So that leaves E-2 foreign investors with the options that are currently available to them to pursue their American investment goals. Those options include waiting inordinate times for the approvals of their applications at backlogged U.S. consulates, or where possible, travelling to the U.S. as B-1 visitors to establish or take over an operating business and then applying for the E-2 visa while availing themselves of the use of B-1 visitor visa status to look after their investments until their E-2 visas are approved. When possible, such as in the case of investors from Canada or from a treaty country that is not under the U.S. visa waiver program, investors can apply inside the USA to change their status from B-1 visitors to E-2 status.
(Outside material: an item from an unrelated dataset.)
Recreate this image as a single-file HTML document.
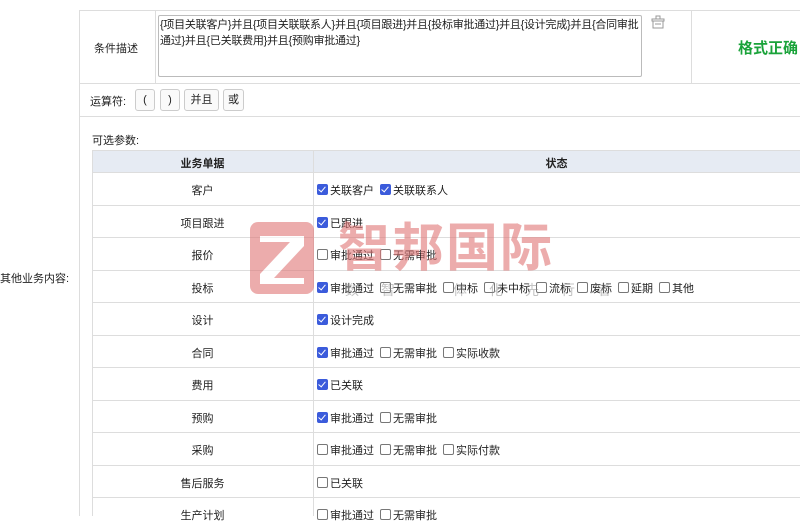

In countries with visa waiver status, and where the Electronic System for Travel Authorization (ESTA) step is required to travel to the USA, such as EU or some Commonwealth countries, investors are not able to adjust status because of restrictive terms imposed on their entry requiring a departure within 90 days of arrival.
Creative Solutions
Investors from such visa waiver countries could, however, ignore these visa waiver advantages, and instead, on purpose apply for B-1 visitor visas through U.S. consulates overseas to come to the USA and then seek to change status inside the USA. This, however, assumes Consulates overseas are processing such B-1 visitor visas reasonably quickly which unfortunately is not often the case. Also, in those instances, investors would need to take care so as not to raise the presumption of preconceived intent associated with entering the USA as a visitor but later attempting to change status to a work permit. Such a gambit would work better if the internal E-2 status application was delayed at least 90 days following entry so as to diminish the likelihood that examining officers would look for fraud in entry to the USA on the reasoning that the applicant said he was a visitor when entering but really planned to stay as a worker. Dealing with this challenge can be a matter of strategy and timing and merits a consultation with a U.S. immigration attorney.
For those foreign investors who are lucky enough to be in jurisdictions where E-2 visas are being processed reasonably quickly, such as Toronto in Canada for example, E-2 visas application still remain reasonably available given the new situation worldwide. For others, creative lawyering will be necessary to do what is possible to help investors overcome the hurdles of current processing realities.